Weiterhin handele es sich bei dem Vertrag aus dem Jahr 1998 nicht um eine Rahmenvereinbarung, die wegen Zeitablaufs oder Erreichen einer Höchstmenge ihre Wirkung verloren hätte. Vorliegend habe der streitgegenständliche Vertrag nicht die Erbringung und Abrechnung einzeln abzurufender Lotsenversetzdienste festgelegt, sondern die Beige habe durchgängig eine konkrete Leistung gewährleisten müssen, was kennzeichnend für ein Dauerschuldverhältnis sei.

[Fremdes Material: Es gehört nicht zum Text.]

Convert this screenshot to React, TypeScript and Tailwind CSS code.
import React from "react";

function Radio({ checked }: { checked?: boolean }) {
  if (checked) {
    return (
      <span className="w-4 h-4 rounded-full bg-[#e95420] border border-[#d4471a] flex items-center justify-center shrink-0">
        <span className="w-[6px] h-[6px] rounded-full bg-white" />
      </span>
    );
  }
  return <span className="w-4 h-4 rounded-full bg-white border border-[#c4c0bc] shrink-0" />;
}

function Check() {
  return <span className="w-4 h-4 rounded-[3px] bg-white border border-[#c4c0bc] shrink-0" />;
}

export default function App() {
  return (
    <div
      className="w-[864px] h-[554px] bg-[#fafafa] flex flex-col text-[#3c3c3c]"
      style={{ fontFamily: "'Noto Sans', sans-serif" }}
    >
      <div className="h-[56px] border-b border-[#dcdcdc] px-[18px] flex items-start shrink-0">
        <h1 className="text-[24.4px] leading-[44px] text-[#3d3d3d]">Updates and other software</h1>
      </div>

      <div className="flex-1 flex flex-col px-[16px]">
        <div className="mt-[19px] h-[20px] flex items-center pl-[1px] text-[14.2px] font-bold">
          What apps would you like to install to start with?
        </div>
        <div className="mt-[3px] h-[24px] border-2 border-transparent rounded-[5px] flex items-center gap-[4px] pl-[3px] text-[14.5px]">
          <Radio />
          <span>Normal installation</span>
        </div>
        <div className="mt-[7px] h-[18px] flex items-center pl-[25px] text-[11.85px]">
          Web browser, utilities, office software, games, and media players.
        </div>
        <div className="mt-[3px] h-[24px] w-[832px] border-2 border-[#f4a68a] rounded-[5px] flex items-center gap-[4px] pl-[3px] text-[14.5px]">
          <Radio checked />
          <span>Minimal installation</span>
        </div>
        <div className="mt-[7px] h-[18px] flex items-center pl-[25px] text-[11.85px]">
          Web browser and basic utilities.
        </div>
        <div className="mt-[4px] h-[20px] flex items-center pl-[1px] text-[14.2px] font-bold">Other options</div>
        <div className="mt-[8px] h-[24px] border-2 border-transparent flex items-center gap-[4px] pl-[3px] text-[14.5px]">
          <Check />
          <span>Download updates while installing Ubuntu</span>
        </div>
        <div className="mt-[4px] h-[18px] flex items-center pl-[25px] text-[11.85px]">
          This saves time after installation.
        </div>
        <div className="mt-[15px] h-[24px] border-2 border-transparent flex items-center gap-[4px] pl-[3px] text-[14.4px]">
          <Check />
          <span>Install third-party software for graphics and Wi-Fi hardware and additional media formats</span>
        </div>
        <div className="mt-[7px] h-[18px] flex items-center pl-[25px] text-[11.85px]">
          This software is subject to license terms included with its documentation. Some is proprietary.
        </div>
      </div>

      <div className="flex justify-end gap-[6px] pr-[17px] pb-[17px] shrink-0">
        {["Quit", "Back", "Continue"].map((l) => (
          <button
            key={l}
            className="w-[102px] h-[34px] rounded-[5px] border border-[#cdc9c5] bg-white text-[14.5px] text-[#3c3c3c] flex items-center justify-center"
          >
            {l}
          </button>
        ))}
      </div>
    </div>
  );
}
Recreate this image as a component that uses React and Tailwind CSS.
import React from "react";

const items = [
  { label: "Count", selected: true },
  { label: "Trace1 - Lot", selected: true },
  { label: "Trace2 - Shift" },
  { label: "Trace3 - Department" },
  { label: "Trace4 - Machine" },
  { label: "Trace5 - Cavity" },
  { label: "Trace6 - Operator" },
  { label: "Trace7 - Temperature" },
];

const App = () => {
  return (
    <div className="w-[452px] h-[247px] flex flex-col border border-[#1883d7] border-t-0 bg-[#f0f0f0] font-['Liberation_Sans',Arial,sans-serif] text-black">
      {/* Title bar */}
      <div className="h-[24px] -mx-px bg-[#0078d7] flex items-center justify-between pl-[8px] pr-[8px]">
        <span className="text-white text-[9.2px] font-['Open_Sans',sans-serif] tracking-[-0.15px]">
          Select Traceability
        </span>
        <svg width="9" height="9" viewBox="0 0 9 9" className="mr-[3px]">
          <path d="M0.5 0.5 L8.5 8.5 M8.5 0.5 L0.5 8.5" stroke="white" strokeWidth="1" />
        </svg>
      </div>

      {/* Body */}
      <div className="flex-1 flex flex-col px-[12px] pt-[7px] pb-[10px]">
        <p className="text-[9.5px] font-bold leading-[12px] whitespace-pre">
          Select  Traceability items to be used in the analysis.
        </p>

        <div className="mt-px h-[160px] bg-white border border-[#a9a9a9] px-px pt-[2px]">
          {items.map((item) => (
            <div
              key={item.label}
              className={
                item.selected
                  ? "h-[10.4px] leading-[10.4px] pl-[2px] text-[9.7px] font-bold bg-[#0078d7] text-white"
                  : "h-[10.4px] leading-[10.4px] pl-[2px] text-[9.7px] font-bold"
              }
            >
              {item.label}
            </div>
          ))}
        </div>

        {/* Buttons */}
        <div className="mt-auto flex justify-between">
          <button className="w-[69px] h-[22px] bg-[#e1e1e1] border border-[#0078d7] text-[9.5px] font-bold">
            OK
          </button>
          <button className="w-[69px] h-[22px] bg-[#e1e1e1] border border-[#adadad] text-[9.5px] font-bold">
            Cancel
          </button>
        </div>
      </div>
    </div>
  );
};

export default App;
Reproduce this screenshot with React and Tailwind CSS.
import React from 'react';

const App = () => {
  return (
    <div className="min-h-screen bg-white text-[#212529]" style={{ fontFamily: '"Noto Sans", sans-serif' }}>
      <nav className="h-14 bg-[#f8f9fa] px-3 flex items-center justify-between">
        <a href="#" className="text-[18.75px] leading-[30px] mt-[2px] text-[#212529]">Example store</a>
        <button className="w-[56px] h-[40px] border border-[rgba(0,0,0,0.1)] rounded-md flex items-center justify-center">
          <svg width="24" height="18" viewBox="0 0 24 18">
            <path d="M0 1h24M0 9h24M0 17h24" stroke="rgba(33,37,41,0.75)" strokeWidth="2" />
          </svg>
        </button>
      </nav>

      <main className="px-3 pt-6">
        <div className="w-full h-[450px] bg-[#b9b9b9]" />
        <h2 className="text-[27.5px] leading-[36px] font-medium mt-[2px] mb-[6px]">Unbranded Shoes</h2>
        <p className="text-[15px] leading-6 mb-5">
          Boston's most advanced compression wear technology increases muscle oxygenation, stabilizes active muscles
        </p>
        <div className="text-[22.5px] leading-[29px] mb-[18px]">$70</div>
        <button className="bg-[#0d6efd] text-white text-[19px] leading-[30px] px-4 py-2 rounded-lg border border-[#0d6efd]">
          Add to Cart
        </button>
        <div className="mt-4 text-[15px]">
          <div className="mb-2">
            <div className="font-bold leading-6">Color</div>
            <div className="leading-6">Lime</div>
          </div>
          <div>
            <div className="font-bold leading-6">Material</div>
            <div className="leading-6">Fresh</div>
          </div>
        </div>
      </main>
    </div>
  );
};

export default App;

Ein auf unbestimmte Dauer geschlossenes Vertragsverhältnis verliere dabei nicht irgendwann ohne Weiteres seine Wirkung. So kenne das europäische und das deutsche Vergaberecht außerhalb der speziellen Vierjahresgrenze für Rahmenverträge nach § 21 Abs. 6 VgV - beziehungsweise von 8 Jahren nach § 19 Abs. 3 SektVO - sowie der ebenso speziellen Dreijahresgrenze für zusätzliche Lieferungen nach § 14 Abs. 4 Nr. 5 VgV keine allgemeine Regelung zu einer maximalen Vertragsdauer.
Der Vergabesenat verwies zudem darauf, dass die Praxis der Vergabe eines unbefristeten öffentlichen Dienstleistungsauftrags zwar an und für sich der Systematik und den Zielen der Gemeinschaftsvorschriften über öffentliche Dienstleistungsaufträge fremd sei. Doch stellte er unter Bezugnahme auf das Pressetext-Urteil des EuGH (Urteil vom 19.06.2008, C-454/06) klar, dass auch das Gemeinschaftsrecht nach seinem derzeitigen Stand nicht den Abschluss von öffentlichen Dienstleistungsaufträgen auf unbestimmte Dauer verbiete.
Fazit
Der Beschluss des OLG Düsseldorf bestätigt, dass es im Vergaberecht - bis auf wenige Ausnahmen - keine Obergrenze für die Dauer von Verträgen gibt und fördert damit die Rechtssicherheit. Einerseits bedeutet dies gerade bei unbefristeten Verträgen eine Einschränkung des vergaberechtlichen Ziels der Wettbewerbsförderung. Andererseits unterstreicht es die Gestaltungsfreiheit und das Ermessen von öffentlichen Auftraggebern hinsichtlich der Vertragslaufzeit. Empfehlenswert ist hierbei, den Vertrag sowohl vor der Ausschreibung als auch während der Vertragsdauer regelmäßig auf seine Wirtschaftlichkeit zu überprüfen. Zudem sollten Kündigungsmöglichkeiten vorgesehen werden.